▶ **WHAT YOU NEED TO DO**
In the records below, find each line with the word "components" and copy it.

▶ **INPUT MATERIAL**
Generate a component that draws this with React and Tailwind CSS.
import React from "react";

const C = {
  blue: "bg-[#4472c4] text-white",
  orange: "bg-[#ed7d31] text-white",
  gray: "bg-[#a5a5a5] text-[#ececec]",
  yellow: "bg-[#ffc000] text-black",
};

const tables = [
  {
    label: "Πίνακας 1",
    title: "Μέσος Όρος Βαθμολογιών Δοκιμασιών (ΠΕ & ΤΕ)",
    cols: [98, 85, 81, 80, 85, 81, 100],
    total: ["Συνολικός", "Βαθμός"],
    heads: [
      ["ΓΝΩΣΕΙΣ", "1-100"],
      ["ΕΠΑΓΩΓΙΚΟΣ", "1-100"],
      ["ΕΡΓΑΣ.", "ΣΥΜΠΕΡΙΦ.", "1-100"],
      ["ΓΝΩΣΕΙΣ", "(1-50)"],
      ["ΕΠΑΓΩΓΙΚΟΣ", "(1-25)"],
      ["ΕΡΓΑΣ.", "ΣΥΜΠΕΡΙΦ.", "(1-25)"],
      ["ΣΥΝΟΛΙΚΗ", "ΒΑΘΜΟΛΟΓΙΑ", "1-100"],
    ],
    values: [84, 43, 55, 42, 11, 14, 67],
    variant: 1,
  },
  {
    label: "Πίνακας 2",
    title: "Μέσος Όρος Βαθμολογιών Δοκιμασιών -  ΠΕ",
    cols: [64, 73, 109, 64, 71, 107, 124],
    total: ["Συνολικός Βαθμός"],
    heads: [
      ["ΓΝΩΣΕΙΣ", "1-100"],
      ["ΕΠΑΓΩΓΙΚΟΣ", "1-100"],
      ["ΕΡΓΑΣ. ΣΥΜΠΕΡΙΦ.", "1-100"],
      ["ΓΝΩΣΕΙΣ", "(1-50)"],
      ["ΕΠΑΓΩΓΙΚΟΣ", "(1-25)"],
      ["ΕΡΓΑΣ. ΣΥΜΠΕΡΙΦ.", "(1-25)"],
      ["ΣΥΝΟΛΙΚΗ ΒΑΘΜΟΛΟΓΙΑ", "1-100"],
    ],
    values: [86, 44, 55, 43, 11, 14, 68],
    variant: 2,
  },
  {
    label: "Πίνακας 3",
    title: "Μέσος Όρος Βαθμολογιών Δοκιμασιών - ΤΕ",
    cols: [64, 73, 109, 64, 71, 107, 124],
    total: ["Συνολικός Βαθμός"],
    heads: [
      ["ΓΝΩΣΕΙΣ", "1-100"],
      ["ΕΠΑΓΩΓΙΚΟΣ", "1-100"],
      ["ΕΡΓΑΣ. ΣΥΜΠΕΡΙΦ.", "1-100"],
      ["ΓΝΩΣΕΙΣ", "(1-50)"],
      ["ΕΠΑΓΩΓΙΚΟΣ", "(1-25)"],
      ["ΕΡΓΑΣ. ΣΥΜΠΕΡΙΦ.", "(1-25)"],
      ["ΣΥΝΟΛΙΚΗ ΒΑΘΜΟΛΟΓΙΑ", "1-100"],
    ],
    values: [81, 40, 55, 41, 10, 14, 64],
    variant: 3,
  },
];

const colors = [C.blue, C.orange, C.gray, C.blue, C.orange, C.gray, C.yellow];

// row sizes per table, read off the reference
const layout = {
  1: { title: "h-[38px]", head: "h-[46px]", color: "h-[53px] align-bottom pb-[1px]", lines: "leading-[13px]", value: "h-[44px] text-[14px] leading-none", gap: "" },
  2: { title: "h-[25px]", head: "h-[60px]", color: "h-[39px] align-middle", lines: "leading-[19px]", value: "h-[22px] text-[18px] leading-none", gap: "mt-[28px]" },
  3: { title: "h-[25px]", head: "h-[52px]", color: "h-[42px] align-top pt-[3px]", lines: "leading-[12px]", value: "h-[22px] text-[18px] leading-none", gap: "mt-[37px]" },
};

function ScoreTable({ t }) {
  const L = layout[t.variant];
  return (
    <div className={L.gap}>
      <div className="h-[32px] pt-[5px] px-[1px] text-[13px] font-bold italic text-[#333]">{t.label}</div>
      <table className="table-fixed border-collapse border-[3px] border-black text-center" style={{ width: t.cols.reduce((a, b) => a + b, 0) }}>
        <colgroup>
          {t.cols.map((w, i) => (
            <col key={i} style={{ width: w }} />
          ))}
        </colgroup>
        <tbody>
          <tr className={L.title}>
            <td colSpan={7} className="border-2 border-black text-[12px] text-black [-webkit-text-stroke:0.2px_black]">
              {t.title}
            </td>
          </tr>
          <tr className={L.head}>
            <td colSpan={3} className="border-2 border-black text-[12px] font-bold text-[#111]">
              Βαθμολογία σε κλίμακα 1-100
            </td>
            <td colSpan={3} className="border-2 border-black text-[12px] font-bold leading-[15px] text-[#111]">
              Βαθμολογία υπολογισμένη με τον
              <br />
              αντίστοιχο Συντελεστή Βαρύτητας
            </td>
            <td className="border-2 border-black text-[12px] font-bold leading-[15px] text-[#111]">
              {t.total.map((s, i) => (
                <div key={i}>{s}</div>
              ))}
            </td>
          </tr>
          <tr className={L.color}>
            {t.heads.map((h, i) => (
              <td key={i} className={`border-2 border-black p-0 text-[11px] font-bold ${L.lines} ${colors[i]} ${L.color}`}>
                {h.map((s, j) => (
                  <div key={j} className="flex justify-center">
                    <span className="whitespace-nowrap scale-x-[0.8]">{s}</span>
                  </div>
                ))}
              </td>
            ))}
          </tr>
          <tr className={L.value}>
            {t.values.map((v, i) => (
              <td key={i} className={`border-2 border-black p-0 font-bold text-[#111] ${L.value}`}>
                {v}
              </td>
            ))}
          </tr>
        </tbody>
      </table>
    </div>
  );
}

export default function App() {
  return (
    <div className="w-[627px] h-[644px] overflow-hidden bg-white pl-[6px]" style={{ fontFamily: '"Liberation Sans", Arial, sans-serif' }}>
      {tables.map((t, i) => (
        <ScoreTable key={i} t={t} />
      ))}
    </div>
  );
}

--

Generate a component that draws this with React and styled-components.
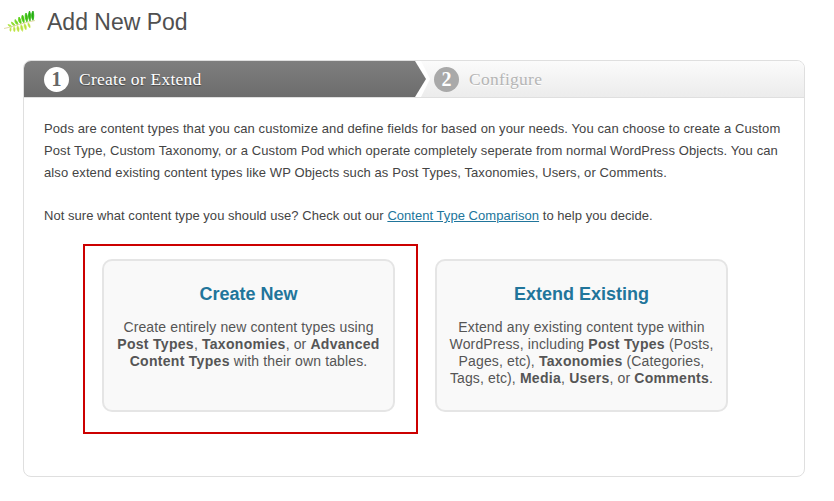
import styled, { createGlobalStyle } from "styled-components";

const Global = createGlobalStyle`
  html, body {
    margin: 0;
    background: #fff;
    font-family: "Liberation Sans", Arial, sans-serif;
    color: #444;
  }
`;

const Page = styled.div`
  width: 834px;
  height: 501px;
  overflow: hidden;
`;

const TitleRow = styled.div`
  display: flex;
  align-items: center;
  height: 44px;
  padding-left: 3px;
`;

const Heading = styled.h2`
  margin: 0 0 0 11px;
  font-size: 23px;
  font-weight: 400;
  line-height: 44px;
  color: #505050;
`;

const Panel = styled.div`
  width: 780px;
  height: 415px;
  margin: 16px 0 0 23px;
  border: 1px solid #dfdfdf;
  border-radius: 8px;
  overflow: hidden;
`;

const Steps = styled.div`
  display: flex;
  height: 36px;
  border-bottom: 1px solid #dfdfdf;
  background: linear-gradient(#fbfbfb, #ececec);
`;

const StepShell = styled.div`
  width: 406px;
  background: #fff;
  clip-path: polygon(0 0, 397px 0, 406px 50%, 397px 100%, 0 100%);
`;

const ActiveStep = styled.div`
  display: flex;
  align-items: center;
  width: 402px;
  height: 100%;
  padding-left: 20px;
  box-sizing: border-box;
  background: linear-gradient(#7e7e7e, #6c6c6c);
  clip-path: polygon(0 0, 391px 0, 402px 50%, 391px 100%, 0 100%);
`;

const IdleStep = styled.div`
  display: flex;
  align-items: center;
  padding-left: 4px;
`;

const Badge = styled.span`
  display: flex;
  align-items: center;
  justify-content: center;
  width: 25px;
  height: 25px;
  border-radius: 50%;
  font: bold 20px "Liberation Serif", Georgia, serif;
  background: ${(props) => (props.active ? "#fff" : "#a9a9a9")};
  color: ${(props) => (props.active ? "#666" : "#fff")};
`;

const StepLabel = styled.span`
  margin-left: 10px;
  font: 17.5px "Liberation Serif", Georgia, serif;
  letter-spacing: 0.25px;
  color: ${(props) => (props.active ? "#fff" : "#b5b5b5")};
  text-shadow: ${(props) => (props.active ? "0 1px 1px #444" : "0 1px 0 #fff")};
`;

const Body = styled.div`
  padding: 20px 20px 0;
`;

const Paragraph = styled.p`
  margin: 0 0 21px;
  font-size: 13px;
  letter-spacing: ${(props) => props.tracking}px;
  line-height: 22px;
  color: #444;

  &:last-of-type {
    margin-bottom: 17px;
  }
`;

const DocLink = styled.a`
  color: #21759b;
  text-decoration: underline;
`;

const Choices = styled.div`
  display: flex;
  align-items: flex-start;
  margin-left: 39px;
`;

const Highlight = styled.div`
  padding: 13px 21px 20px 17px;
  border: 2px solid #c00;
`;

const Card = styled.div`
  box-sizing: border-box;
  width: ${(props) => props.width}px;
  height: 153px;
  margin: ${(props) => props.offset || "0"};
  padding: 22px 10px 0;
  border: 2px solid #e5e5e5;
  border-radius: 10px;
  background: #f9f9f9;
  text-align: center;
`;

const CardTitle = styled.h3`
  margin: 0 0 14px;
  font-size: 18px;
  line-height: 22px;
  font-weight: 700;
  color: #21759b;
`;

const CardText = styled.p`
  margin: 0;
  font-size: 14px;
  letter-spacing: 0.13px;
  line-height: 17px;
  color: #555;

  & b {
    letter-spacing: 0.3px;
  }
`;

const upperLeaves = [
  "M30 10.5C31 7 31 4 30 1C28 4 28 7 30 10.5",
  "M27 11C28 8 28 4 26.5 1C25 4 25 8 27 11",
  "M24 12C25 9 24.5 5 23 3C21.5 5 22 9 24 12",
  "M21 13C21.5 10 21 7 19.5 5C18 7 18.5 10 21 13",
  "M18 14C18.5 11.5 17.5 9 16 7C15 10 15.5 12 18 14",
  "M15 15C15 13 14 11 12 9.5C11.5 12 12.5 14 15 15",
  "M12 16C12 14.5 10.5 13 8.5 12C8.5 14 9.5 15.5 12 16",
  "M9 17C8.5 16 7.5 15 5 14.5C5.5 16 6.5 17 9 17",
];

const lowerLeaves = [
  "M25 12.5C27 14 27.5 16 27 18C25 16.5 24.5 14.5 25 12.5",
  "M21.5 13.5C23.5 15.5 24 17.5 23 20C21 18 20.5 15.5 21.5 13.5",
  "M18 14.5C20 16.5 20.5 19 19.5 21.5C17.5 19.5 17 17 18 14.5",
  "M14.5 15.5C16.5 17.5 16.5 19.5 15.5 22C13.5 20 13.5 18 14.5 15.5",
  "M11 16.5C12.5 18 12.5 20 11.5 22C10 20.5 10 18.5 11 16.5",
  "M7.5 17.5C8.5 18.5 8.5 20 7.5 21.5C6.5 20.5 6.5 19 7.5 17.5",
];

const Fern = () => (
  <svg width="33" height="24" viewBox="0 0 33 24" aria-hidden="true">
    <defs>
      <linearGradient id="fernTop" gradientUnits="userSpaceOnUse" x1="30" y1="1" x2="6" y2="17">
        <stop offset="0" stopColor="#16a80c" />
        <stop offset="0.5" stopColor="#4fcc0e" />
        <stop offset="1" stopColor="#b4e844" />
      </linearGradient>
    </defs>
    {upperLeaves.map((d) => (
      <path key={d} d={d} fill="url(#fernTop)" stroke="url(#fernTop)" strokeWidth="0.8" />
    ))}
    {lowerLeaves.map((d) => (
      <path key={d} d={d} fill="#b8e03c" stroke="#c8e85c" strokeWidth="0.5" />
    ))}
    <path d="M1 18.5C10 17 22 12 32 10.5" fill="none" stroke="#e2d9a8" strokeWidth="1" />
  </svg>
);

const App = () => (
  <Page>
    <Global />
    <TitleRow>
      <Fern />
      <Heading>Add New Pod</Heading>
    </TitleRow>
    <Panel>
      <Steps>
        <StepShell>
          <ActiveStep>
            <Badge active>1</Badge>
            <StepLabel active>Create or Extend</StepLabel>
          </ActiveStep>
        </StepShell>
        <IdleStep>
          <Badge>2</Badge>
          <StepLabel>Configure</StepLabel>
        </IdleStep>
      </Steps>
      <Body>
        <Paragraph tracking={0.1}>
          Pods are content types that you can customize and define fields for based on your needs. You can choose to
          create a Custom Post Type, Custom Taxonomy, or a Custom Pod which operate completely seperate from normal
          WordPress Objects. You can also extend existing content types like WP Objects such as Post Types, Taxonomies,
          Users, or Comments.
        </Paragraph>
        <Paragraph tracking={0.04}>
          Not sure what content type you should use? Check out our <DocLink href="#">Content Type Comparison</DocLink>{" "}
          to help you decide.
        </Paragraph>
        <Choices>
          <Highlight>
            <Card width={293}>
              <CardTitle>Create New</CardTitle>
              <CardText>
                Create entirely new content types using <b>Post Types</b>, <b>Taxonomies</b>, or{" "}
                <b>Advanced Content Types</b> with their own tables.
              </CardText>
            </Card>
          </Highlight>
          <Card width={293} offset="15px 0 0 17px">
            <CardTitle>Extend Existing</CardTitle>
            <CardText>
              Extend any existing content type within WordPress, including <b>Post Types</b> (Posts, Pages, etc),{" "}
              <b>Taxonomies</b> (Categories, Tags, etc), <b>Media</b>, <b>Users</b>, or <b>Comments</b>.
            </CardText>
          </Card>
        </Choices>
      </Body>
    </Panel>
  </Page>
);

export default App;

▶ **THE SOLUTION**
Generate a component that draws this with React and styled-components.
import styled, { createGlobalStyle } from "styled-components";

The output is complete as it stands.